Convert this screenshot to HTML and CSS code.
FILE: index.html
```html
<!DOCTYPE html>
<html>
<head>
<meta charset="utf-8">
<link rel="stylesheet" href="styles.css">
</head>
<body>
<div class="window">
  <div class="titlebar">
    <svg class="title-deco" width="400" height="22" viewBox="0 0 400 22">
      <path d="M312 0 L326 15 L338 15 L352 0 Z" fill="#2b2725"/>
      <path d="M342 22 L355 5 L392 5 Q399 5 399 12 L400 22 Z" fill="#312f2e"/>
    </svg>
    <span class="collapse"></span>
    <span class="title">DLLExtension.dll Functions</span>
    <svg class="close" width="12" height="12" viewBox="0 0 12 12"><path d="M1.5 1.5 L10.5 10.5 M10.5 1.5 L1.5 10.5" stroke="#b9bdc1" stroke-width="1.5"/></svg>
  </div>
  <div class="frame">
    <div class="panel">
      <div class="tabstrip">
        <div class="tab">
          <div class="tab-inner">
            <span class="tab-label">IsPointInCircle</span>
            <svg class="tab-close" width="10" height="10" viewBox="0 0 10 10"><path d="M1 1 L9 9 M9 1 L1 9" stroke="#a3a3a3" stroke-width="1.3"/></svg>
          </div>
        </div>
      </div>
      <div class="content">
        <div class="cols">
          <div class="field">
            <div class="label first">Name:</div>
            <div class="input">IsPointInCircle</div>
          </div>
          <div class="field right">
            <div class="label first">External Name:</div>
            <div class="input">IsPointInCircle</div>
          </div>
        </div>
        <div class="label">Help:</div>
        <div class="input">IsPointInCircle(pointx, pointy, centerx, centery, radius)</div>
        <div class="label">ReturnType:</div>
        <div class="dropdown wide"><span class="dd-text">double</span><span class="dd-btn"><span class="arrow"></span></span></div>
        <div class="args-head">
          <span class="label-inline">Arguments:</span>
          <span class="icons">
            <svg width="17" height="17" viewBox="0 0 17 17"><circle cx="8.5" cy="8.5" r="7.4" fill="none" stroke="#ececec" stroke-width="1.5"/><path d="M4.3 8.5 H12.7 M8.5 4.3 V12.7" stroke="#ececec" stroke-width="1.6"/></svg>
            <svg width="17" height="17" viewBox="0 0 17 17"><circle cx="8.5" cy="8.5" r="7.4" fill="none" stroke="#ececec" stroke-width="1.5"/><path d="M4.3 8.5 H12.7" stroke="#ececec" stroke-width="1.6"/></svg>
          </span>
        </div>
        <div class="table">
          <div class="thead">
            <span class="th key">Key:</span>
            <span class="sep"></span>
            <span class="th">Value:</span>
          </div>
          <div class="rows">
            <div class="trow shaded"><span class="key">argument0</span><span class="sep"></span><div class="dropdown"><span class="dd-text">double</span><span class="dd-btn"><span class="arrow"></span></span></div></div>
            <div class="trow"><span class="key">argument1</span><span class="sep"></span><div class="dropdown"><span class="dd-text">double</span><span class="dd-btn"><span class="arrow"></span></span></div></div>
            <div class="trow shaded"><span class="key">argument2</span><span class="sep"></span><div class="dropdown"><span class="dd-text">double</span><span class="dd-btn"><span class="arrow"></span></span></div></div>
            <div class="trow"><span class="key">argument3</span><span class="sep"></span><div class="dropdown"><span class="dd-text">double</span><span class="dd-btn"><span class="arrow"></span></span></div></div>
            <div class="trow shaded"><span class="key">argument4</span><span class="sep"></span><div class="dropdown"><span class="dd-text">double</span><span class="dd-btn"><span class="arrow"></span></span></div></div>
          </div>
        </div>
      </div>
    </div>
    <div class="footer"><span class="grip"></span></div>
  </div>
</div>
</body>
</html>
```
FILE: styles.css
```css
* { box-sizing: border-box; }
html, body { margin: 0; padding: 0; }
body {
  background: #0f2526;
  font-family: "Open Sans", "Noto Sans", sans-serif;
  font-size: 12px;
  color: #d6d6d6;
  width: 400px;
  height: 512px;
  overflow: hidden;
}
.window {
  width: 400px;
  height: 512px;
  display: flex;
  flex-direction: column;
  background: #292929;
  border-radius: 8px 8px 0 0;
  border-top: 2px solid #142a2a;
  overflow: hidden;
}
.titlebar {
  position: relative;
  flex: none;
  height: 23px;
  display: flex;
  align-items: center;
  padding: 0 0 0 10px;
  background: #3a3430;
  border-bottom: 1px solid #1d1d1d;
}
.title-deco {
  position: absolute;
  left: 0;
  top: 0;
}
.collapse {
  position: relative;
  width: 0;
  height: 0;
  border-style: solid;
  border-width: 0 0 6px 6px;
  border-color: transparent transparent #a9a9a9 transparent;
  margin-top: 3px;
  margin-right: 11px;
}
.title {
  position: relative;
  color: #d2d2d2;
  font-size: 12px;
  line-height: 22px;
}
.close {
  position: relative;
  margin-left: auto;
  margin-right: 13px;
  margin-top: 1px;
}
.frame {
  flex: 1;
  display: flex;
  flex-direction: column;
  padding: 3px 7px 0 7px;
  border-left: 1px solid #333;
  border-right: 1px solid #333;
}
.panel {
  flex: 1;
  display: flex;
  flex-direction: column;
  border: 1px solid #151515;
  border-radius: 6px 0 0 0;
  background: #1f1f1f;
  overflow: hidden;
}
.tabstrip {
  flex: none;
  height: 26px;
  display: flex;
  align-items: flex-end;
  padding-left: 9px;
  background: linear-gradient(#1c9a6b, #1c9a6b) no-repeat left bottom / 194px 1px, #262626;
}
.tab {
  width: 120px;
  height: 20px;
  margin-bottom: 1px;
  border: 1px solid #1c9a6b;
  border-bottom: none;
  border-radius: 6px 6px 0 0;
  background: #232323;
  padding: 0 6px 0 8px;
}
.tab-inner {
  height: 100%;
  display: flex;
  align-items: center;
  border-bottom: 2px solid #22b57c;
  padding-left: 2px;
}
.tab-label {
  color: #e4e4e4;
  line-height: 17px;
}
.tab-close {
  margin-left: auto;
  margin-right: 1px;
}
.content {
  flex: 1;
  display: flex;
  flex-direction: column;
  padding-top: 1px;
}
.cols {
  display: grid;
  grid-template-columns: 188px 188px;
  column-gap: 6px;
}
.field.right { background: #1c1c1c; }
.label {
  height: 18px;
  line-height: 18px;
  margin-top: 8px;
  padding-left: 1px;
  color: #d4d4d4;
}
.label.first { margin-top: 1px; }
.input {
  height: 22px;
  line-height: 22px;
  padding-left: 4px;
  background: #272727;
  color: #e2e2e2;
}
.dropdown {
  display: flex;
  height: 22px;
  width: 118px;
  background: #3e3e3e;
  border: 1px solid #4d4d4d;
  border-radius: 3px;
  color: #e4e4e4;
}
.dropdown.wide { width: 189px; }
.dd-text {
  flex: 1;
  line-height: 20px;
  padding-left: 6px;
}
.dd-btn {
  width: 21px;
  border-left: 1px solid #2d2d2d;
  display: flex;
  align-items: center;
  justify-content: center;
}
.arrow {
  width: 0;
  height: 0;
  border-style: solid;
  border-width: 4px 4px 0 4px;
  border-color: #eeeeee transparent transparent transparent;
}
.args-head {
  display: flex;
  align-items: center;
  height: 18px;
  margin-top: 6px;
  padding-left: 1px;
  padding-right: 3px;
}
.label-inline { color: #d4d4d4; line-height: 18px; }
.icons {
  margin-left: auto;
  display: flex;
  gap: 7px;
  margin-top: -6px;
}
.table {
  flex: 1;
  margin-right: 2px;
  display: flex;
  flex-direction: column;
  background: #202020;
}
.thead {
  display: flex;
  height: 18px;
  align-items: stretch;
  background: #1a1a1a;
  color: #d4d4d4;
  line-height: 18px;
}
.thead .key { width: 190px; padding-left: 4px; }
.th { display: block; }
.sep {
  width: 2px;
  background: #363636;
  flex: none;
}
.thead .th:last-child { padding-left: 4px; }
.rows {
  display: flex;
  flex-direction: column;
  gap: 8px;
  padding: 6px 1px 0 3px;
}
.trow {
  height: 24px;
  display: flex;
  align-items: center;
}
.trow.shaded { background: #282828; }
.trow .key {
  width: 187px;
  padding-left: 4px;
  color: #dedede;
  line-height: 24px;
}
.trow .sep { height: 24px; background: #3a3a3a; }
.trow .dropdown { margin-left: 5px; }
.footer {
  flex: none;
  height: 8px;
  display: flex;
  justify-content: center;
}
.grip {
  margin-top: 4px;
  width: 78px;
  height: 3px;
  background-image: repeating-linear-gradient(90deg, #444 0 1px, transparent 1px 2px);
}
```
※ ※ ※
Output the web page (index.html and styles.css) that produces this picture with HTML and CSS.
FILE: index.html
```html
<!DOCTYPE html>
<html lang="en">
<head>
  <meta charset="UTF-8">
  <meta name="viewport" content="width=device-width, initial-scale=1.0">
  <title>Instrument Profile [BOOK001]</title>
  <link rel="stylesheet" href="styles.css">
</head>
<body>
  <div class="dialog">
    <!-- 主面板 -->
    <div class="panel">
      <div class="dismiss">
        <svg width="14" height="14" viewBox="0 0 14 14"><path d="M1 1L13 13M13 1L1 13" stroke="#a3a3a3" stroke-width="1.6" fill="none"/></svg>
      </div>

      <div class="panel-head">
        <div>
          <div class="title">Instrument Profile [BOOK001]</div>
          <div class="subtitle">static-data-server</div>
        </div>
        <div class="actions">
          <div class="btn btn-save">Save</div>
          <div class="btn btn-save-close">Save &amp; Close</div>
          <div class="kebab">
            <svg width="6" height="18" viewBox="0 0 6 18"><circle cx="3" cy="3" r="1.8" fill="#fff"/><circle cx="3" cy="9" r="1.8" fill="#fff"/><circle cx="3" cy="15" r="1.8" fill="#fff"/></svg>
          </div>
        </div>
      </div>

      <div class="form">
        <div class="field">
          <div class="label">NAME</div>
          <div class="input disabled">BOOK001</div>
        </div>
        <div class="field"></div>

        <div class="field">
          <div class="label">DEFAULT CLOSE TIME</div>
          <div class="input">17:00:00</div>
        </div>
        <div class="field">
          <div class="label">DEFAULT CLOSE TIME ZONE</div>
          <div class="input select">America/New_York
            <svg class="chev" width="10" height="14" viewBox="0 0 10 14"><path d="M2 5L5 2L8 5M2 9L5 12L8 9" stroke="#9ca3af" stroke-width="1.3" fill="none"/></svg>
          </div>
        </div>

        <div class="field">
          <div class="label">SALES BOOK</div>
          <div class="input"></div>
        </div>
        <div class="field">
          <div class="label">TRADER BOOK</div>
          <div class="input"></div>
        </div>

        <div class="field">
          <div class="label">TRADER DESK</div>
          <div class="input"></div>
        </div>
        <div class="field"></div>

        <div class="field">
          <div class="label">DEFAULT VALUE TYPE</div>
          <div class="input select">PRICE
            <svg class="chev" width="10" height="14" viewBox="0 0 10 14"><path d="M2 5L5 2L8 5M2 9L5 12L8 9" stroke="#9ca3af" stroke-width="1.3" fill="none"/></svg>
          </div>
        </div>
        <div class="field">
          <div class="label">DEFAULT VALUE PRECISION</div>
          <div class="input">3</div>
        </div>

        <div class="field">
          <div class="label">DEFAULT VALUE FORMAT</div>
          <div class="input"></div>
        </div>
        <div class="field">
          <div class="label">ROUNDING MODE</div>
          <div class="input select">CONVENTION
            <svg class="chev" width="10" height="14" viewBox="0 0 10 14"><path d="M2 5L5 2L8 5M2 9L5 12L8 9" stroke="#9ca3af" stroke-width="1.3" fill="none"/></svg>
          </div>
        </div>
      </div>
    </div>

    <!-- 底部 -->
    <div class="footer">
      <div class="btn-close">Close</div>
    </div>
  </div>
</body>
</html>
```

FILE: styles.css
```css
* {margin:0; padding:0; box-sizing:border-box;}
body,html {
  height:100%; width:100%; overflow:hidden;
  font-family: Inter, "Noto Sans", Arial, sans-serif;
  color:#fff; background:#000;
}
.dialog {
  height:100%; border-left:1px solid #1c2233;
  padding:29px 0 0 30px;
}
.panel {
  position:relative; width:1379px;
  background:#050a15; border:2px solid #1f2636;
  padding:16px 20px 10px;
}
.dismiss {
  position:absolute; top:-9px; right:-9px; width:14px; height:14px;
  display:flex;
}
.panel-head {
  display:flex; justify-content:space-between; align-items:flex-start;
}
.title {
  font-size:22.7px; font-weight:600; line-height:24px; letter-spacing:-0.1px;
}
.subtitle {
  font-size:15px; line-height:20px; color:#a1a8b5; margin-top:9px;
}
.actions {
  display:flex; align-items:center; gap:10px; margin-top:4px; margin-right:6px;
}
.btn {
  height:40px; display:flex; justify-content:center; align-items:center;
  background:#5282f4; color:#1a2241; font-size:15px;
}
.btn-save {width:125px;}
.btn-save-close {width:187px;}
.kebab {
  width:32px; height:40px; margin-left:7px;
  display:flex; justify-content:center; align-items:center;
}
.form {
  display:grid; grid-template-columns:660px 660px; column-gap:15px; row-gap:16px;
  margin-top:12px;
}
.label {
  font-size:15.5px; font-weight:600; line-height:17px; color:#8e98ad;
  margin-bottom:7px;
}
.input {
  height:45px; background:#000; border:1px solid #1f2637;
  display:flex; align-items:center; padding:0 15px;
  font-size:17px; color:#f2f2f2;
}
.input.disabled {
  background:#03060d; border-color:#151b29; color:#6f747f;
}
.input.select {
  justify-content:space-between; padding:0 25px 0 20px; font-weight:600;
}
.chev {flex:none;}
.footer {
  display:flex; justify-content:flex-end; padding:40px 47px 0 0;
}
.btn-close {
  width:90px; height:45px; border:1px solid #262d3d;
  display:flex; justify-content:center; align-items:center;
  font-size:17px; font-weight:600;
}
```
※ ※ ※
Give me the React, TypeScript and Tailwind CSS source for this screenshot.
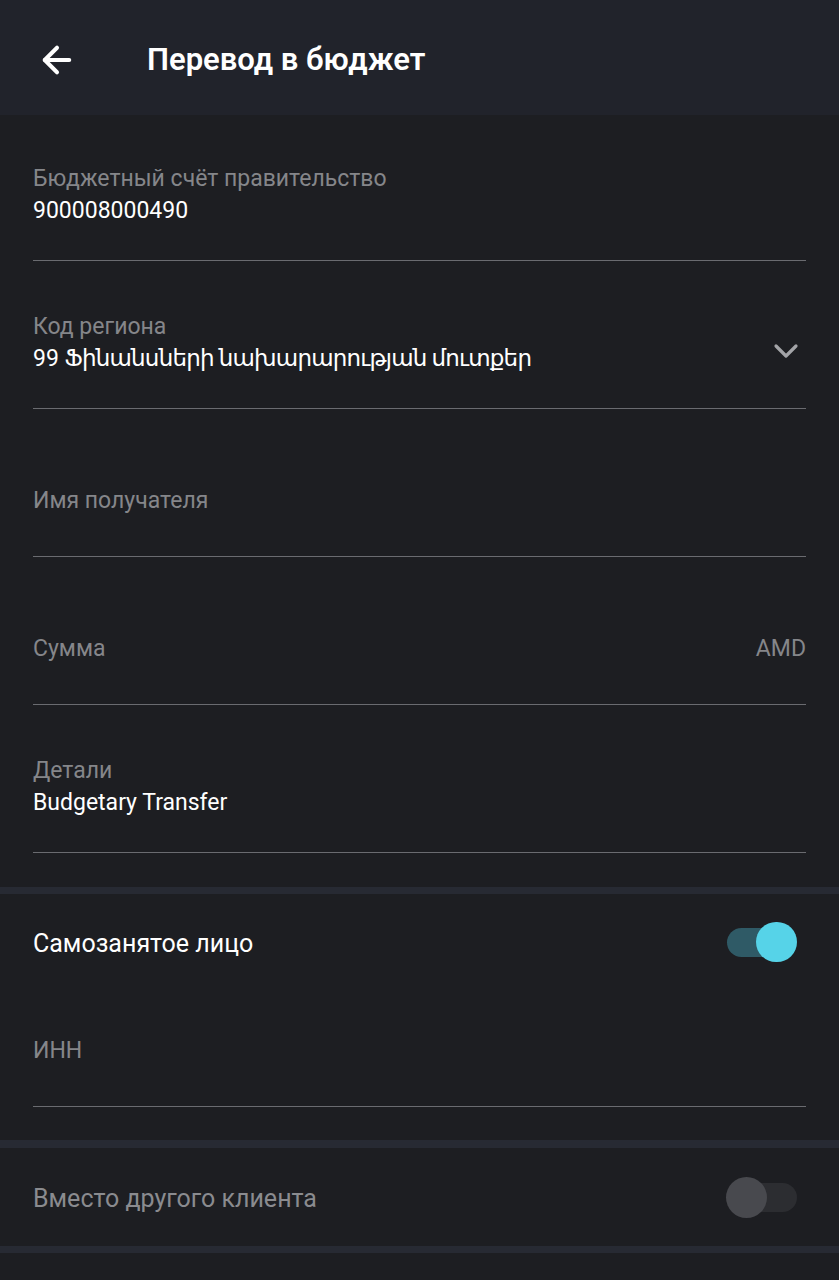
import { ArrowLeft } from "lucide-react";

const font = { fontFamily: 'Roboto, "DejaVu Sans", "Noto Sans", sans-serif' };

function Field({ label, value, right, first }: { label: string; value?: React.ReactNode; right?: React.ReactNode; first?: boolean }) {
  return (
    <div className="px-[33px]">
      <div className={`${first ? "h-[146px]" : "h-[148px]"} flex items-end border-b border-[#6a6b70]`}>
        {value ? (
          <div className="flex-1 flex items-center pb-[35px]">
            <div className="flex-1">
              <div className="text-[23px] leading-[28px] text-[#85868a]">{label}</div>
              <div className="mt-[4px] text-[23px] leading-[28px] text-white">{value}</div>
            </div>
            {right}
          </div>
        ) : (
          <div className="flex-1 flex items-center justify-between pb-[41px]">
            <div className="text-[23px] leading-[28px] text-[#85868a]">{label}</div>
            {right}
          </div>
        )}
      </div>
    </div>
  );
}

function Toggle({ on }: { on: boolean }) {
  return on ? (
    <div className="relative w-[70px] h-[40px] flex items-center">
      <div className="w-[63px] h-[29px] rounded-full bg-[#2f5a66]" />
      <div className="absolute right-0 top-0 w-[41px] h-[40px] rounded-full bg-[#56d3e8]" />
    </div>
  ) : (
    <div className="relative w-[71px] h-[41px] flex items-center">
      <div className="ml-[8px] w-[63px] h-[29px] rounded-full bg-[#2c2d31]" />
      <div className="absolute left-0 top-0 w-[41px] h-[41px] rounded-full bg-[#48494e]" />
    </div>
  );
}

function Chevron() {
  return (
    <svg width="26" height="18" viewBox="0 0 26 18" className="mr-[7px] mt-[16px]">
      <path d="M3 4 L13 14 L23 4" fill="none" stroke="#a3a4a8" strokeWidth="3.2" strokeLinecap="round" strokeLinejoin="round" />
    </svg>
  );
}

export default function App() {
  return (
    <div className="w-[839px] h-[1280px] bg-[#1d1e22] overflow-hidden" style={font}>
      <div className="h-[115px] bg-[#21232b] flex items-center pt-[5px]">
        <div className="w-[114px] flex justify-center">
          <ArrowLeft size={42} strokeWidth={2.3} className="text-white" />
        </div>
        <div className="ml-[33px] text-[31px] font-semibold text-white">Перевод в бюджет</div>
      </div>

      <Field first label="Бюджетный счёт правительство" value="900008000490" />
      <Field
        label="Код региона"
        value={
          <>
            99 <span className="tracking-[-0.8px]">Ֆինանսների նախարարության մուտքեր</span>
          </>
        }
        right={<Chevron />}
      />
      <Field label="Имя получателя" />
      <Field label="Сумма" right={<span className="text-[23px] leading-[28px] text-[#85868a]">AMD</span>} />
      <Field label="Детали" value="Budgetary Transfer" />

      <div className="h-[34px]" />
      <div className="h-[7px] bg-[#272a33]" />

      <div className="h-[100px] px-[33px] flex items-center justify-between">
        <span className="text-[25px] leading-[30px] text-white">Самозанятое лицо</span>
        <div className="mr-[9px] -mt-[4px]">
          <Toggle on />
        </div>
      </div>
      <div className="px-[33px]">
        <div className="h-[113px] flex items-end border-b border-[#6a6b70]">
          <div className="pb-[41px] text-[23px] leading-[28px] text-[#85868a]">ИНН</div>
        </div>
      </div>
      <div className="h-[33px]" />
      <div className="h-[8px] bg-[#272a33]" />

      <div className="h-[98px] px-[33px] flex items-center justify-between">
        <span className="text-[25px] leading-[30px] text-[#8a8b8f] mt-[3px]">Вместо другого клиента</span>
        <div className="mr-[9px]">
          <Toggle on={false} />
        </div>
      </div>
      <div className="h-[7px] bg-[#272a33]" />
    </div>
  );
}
※ ※ ※
Keep only those lines of the records that hold "screenshot", and return them.

#### [RESPONSE TO THIS EXERCISE]
Convert this screenshot to HTML and CSS code.
Give me the React, TypeScript and Tailwind CSS source for this screenshot.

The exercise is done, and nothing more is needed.